* What you need to do:
Your task is to quote the material that follows, in full and exactly.

# START OF Supplied information

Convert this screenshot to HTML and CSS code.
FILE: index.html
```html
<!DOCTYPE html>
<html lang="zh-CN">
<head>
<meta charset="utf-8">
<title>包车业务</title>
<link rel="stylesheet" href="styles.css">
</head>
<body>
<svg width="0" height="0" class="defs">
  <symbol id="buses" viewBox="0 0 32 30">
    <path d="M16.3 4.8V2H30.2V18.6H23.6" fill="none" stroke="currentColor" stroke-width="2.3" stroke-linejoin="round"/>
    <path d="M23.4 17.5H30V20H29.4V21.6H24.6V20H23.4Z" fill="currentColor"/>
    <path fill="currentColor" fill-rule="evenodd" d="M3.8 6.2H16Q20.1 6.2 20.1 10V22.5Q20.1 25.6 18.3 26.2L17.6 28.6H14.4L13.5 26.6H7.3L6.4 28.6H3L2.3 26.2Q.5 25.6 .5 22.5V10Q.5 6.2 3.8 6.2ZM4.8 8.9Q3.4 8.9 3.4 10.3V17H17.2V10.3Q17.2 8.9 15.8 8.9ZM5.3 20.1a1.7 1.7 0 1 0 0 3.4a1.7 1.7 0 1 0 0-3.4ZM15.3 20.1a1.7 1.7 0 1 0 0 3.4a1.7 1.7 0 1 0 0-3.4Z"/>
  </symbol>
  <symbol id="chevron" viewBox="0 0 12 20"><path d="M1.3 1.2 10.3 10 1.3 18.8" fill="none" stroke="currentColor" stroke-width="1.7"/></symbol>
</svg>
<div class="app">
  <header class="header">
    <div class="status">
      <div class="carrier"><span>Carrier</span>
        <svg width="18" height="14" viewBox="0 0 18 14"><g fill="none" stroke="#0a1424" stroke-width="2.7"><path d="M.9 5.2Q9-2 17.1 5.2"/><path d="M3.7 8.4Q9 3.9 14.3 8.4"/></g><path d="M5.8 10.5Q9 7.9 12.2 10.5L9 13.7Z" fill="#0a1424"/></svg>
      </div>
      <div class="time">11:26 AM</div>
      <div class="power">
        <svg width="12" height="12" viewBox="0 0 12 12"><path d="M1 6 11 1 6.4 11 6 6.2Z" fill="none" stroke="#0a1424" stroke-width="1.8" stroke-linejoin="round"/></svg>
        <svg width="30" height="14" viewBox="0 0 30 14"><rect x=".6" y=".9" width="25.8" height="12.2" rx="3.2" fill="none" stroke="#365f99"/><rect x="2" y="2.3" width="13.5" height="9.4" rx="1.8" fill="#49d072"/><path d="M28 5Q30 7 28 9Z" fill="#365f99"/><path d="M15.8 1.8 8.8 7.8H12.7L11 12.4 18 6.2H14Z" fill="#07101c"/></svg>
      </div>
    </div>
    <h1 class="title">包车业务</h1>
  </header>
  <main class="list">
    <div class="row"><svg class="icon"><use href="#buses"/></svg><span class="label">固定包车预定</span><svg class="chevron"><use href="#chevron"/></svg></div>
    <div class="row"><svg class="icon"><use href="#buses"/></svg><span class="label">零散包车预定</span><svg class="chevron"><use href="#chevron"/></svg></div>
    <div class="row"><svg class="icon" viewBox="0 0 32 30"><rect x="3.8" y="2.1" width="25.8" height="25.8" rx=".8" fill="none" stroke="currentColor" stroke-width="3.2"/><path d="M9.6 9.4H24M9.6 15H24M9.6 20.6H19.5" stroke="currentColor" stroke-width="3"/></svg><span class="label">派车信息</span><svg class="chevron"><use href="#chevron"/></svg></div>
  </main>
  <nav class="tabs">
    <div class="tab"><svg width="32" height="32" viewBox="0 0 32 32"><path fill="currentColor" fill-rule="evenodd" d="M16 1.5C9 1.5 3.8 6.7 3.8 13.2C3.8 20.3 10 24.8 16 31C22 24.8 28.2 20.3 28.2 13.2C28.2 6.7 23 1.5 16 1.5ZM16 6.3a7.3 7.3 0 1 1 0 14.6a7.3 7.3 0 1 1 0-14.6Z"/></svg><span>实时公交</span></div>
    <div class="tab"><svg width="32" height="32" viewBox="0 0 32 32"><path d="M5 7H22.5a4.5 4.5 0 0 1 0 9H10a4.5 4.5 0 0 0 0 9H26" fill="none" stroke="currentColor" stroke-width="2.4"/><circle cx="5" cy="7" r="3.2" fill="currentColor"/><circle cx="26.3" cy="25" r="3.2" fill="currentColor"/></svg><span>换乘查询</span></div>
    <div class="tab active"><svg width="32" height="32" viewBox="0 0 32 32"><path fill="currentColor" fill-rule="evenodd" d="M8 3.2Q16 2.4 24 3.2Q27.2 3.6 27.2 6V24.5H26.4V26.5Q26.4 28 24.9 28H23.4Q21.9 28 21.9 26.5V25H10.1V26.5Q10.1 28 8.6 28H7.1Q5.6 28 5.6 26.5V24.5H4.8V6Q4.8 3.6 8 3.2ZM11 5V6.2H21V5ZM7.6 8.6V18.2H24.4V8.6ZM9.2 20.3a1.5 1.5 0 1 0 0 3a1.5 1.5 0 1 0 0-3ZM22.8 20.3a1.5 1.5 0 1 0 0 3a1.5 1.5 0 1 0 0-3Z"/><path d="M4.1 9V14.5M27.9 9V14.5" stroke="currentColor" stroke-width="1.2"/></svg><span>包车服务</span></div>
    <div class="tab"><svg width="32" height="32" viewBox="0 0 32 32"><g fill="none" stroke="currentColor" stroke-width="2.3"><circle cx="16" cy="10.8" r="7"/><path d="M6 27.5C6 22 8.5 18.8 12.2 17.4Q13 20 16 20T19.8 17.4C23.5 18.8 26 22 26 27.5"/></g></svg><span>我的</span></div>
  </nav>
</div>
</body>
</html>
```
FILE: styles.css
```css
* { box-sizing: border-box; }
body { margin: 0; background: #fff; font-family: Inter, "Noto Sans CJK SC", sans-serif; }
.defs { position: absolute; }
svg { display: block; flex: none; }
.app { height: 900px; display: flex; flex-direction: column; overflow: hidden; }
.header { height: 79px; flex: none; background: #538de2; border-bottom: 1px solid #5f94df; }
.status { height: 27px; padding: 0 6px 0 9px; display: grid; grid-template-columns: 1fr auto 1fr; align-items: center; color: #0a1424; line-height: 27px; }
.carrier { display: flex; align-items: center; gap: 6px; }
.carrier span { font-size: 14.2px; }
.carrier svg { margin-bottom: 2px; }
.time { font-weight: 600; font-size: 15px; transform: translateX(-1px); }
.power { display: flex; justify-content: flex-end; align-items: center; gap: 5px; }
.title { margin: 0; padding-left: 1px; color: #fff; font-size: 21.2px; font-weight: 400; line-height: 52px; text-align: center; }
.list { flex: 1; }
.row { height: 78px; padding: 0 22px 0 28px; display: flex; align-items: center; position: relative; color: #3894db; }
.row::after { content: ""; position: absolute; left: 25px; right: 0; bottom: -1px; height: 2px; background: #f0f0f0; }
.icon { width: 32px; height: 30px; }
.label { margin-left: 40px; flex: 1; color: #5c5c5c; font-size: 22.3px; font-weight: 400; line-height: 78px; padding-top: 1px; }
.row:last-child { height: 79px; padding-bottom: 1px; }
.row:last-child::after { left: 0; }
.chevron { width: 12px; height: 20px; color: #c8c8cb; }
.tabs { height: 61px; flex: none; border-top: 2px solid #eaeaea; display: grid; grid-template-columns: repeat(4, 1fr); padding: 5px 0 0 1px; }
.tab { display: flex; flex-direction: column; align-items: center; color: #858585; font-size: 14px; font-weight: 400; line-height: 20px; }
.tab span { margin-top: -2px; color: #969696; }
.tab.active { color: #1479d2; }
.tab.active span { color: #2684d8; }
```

# END OF Supplied information

* Finished answer:
Convert this screenshot to HTML and CSS code.
FILE: index.html
```html
<!DOCTYPE html>
<html lang="zh-CN">
<head>
<meta charset="utf-8">
<title>包车业务</title>
<link rel="stylesheet" href="styles.css">
</head>
<body>
<svg width="0" height="0" class="defs">
  <symbol id="buses" viewBox="0 0 32 30">
    <path d="M16.3 4.8V2H30.2V18.6H23.6" fill="none" stroke="currentColor" stroke-width="2.3" stroke-linejoin="round"/>
    <path d="M23.4 17.5H30V20H29.4V21.6H24.6V20H23.4Z" fill="currentColor"/>
    <path fill="currentColor" fill-rule="evenodd" d="M3.8 6.2H16Q20.1 6.2 20.1 10V22.5Q20.1 25.6 18.3 26.2L17.6 28.6H14.4L13.5 26.6H7.3L6.4 28.6H3L2.3 26.2Q.5 25.6 .5 22.5V10Q.5 6.2 3.8 6.2ZM4.8 8.9Q3.4 8.9 3.4 10.3V17H17.2V10.3Q17.2 8.9 15.8 8.9ZM5.3 20.1a1.7 1.7 0 1 0 0 3.4a1.7 1.7 0 1 0 0-3.4ZM15.3 20.1a1.7 1.7 0 1 0 0 3.4a1.7 1.7 0 1 0 0-3.4Z"/>
  </symbol>
  <symbol id="chevron" viewBox="0 0 12 20"><path d="M1.3 1.2 10.3 10 1.3 18.8" fill="none" stroke="currentColor" stroke-width="1.7"/></symbol>
</svg>
<div class="app">
  <header class="header">
    <div class="status">
      <div class="carrier"><span>Carrier</span>
        <svg width="18" height="14" viewBox="0 0 18 14"><g fill="none" stroke="#0a1424" stroke-width="2.7"><path d="M.9 5.2Q9-2 17.1 5.2"/><path d="M3.7 8.4Q9 3.9 14.3 8.4"/></g><path d="M5.8 10.5Q9 7.9 12.2 10.5L9 13.7Z" fill="#0a1424"/></svg>
      </div>
      <div class="time">11:26 AM</div>
      <div class="power">
        <svg width="12" height="12" viewBox="0 0 12 12"><path d="M1 6 11 1 6.4 11 6 6.2Z" fill="none" stroke="#0a1424" stroke-width="1.8" stroke-linejoin="round"/></svg>
        <svg width="30" height="14" viewBox="0 0 30 14"><rect x=".6" y=".9" width="25.8" height="12.2" rx="3.2" fill="none" stroke="#365f99"/><rect x="2" y="2.3" width="13.5" height="9.4" rx="1.8" fill="#49d072"/><path d="M28 5Q30 7 28 9Z" fill="#365f99"/><path d="M15.8 1.8 8.8 7.8H12.7L11 12.4 18 6.2H14Z" fill="#07101c"/></svg>
      </div>
    </div>
    <h1 class="title">包车业务</h1>
  </header>
  <main class="list">
    <div class="row"><svg class="icon"><use href="#buses"/></svg><span class="label">固定包车预定</span><svg class="chevron"><use href="#chevron"/></svg></div>
    <div class="row"><svg class="icon"><use href="#buses"/></svg><span class="label">零散包车预定</span><svg class="chevron"><use href="#chevron"/></svg></div>
    <div class="row"><svg class="icon" viewBox="0 0 32 30"><rect x="3.8" y="2.1" width="25.8" height="25.8" rx=".8" fill="none" stroke="currentColor" stroke-width="3.2"/><path d="M9.6 9.4H24M9.6 15H24M9.6 20.6H19.5" stroke="currentColor" stroke-width="3"/></svg><span class="label">派车信息</span><svg class="chevron"><use href="#chevron"/></svg></div>
  </main>
  <nav class="tabs">
    <div class="tab"><svg width="32" height="32" viewBox="0 0 32 32"><path fill="currentColor" fill-rule="evenodd" d="M16 1.5C9 1.5 3.8 6.7 3.8 13.2C3.8 20.3 10 24.8 16 31C22 24.8 28.2 20.3 28.2 13.2C28.2 6.7 23 1.5 16 1.5ZM16 6.3a7.3 7.3 0 1 1 0 14.6a7.3 7.3 0 1 1 0-14.6Z"/></svg><span>实时公交</span></div>
    <div class="tab"><svg width="32" height="32" viewBox="0 0 32 32"><path d="M5 7H22.5a4.5 4.5 0 0 1 0 9H10a4.5 4.5 0 0 0 0 9H26" fill="none" stroke="currentColor" stroke-width="2.4"/><circle cx="5" cy="7" r="3.2" fill="currentColor"/><circle cx="26.3" cy="25" r="3.2" fill="currentColor"/></svg><span>换乘查询</span></div>
    <div class="tab active"><svg width="32" height="32" viewBox="0 0 32 32"><path fill="currentColor" fill-rule="evenodd" d="M8 3.2Q16 2.4 24 3.2Q27.2 3.6 27.2 6V24.5H26.4V26.5Q26.4 28 24.9 28H23.4Q21.9 28 21.9 26.5V25H10.1V26.5Q10.1 28 8.6 28H7.1Q5.6 28 5.6 26.5V24.5H4.8V6Q4.8 3.6 8 3.2ZM11 5V6.2H21V5ZM7.6 8.6V18.2H24.4V8.6ZM9.2 20.3a1.5 1.5 0 1 0 0 3a1.5 1.5 0 1 0 0-3ZM22.8 20.3a1.5 1.5 0 1 0 0 3a1.5 1.5 0 1 0 0-3Z"/><path d="M4.1 9V14.5M27.9 9V14.5" stroke="currentColor" stroke-width="1.2"/></svg><span>包车服务</span></div>
    <div class="tab"><svg width="32" height="32" viewBox="0 0 32 32"><g fill="none" stroke="currentColor" stroke-width="2.3"><circle cx="16" cy="10.8" r="7"/><path d="M6 27.5C6 22 8.5 18.8 12.2 17.4Q13 20 16 20T19.8 17.4C23.5 18.8 26 22 26 27.5"/></g></svg><span>我的</span></div>
  </nav>
</div>
</body>
</html>
```
FILE: styles.css
```css
* { box-sizing: border-box; }
body { margin: 0; background: #fff; font-family: Inter, "Noto Sans CJK SC", sans-serif; }
.defs { position: absolute; }
svg { display: block; flex: none; }
.app { height: 900px; display: flex; flex-direction: column; overflow: hidden; }
.header { height: 79px; flex: none; background: #538de2; border-bottom: 1px solid #5f94df; }
.status { height: 27px; padding: 0 6px 0 9px; display: grid; grid-template-columns: 1fr auto 1fr; align-items: center; color: #0a1424; line-height: 27px; }
.carrier { display: flex; align-items: center; gap: 6px; }
.carrier span { font-size: 14.2px; }
.carrier svg { margin-bottom: 2px; }
.time { font-weight: 600; font-size: 15px; transform: translateX(-1px); }
.power { display: flex; justify-content: flex-end; align-items: center; gap: 5px; }
.title { margin: 0; padding-left: 1px; color: #fff; font-size: 21.2px; font-weight: 400; line-height: 52px; text-align: center; }
.list { flex: 1; }
.row { height: 78px; padding: 0 22px 0 28px; display: flex; align-items: center; position: relative; color: #3894db; }
.row::after { content: ""; position: absolute; left: 25px; right: 0; bottom: -1px; height: 2px; background: #f0f0f0; }
.icon { width: 32px; height: 30px; }
.label { margin-left: 40px; flex: 1; color: #5c5c5c; font-size: 22.3px; font-weight: 400; line-height: 78px; padding-top: 1px; }
.row:last-child { height: 79px; padding-bottom: 1px; }
.row:last-child::after { left: 0; }
.chevron { width: 12px; height: 20px; color: #c8c8cb; }
.tabs { height: 61px; flex: none; border-top: 2px solid #eaeaea; display: grid; grid-template-columns: repeat(4, 1fr); padding: 5px 0 0 1px; }
.tab { display: flex; flex-direction: column; align-items: center; color: #858585; font-size: 14px; font-weight: 400; line-height: 20px; }
.tab span { margin-top: -2px; color: #969696; }
.tab.active { color: #1479d2; }
.tab.active span { color: #2684d8; }
```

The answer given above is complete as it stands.